_RECORDS SUPPLIED_.
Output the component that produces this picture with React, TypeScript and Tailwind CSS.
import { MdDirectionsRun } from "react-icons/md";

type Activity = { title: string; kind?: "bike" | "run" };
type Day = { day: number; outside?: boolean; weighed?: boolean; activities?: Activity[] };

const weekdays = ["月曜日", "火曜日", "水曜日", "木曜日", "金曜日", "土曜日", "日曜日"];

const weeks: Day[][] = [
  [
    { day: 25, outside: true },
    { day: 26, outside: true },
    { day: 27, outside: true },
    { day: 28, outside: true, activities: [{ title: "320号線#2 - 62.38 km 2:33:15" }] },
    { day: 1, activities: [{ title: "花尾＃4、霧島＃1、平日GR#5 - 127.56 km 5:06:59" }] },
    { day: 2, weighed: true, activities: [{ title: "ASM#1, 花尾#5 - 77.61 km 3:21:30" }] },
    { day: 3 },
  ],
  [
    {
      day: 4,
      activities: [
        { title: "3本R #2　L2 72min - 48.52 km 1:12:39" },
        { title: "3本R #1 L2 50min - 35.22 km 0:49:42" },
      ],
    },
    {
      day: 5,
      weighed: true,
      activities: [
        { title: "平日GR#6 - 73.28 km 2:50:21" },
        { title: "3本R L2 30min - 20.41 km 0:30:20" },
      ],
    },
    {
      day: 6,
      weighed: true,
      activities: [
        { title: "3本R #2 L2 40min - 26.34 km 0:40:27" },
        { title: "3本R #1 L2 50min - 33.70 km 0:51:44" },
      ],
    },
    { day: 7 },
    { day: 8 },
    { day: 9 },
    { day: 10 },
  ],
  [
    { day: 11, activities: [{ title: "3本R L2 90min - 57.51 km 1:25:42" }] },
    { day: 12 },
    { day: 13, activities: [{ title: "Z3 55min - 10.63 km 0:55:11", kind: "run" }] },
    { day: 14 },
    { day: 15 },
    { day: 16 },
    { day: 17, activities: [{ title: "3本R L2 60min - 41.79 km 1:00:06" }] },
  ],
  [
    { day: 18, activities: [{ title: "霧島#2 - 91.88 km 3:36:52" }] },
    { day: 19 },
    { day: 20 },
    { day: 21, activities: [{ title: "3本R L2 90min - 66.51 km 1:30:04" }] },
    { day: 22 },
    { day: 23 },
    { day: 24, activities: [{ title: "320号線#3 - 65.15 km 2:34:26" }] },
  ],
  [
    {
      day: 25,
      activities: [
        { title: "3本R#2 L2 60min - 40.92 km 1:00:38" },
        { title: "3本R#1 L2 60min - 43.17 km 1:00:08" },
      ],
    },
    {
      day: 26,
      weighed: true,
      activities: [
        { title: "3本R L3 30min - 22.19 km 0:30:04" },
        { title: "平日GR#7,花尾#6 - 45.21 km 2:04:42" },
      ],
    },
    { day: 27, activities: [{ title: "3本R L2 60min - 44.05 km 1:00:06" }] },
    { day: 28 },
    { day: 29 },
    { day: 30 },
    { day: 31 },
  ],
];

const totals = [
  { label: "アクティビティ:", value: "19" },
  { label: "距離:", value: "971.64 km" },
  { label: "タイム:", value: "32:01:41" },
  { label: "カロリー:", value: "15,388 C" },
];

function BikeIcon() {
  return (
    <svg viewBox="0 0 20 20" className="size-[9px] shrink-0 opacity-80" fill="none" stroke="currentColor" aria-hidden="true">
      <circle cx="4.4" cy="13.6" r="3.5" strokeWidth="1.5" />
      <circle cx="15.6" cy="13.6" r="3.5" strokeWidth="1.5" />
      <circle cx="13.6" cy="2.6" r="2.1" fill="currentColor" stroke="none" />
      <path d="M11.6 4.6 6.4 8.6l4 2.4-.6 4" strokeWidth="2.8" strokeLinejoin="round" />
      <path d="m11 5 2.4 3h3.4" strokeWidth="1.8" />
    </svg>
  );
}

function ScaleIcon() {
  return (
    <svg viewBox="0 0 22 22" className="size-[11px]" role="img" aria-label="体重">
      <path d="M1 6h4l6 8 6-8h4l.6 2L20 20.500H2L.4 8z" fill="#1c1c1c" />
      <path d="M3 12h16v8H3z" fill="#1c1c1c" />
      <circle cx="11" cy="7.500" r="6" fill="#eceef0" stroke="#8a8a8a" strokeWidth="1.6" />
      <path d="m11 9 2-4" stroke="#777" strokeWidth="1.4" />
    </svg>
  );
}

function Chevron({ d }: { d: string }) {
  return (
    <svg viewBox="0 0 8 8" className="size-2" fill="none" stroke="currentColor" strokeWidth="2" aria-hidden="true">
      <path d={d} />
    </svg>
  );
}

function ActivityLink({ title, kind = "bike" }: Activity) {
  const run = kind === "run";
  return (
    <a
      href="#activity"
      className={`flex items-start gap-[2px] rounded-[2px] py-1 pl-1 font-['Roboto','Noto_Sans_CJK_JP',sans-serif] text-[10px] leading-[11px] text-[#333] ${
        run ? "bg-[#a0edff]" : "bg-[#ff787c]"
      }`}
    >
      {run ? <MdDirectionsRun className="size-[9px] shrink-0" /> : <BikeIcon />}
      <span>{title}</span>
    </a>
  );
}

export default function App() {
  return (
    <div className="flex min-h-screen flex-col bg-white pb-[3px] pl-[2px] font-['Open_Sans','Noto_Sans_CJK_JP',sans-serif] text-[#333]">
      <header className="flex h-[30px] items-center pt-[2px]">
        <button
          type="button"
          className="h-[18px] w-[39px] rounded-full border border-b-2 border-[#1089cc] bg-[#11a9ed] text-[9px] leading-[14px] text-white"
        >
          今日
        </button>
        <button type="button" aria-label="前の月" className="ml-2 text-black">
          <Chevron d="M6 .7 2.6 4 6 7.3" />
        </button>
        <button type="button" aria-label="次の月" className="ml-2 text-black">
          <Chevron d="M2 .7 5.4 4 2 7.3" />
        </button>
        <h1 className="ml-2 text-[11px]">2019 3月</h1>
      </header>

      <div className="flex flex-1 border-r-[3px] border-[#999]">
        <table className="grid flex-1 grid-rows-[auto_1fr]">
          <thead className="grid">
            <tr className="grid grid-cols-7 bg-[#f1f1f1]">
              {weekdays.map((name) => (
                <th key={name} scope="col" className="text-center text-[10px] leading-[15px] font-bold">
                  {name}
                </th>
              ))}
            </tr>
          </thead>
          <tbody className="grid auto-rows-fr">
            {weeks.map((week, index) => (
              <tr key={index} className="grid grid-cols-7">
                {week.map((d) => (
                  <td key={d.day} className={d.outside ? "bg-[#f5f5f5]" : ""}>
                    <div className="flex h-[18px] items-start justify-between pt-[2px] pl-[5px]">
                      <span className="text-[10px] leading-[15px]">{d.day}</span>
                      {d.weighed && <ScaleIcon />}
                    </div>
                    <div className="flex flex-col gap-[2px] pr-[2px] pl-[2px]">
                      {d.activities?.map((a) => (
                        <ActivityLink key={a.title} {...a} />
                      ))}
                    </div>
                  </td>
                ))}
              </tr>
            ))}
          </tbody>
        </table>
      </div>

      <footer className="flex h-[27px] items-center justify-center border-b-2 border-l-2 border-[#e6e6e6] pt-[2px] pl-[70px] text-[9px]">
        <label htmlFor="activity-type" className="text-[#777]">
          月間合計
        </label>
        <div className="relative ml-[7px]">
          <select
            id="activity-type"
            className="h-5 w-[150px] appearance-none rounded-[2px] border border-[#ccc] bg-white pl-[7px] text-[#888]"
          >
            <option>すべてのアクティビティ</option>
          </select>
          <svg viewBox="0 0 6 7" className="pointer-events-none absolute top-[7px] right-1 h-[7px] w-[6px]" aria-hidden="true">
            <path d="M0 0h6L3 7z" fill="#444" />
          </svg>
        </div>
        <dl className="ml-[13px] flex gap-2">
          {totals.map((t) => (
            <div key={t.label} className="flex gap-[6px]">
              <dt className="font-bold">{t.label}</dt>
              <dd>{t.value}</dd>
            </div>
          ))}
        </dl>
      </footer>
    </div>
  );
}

==

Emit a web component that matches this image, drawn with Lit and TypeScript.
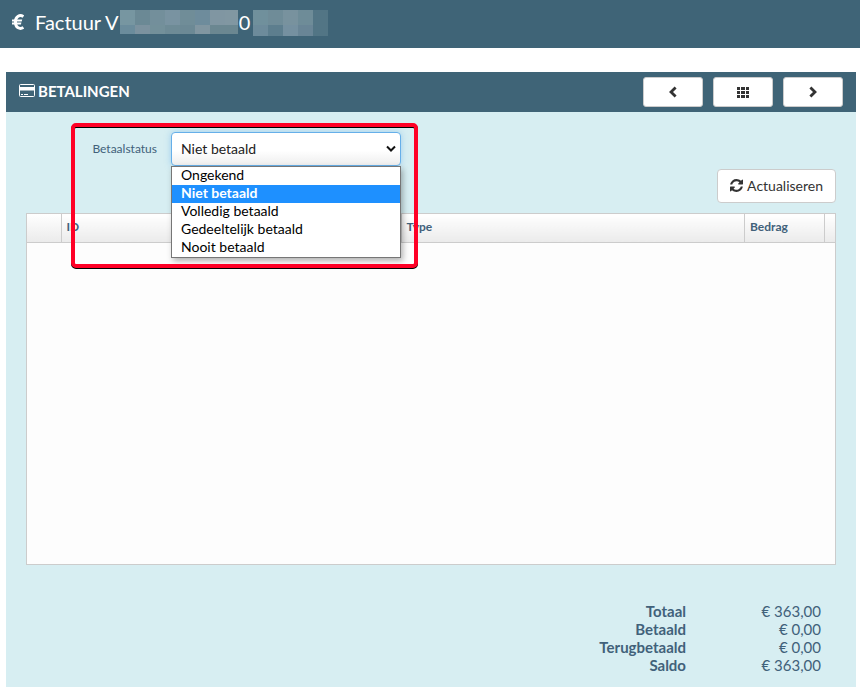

_TASK DETAILS_.
Write out every line of the entries that holds the word "TypeScript".

_FINAL RESULT_.
Output the component that produces this picture with React, TypeScript and Tailwind CSS.
Emit a web component that matches this image, drawn with Lit and TypeScript.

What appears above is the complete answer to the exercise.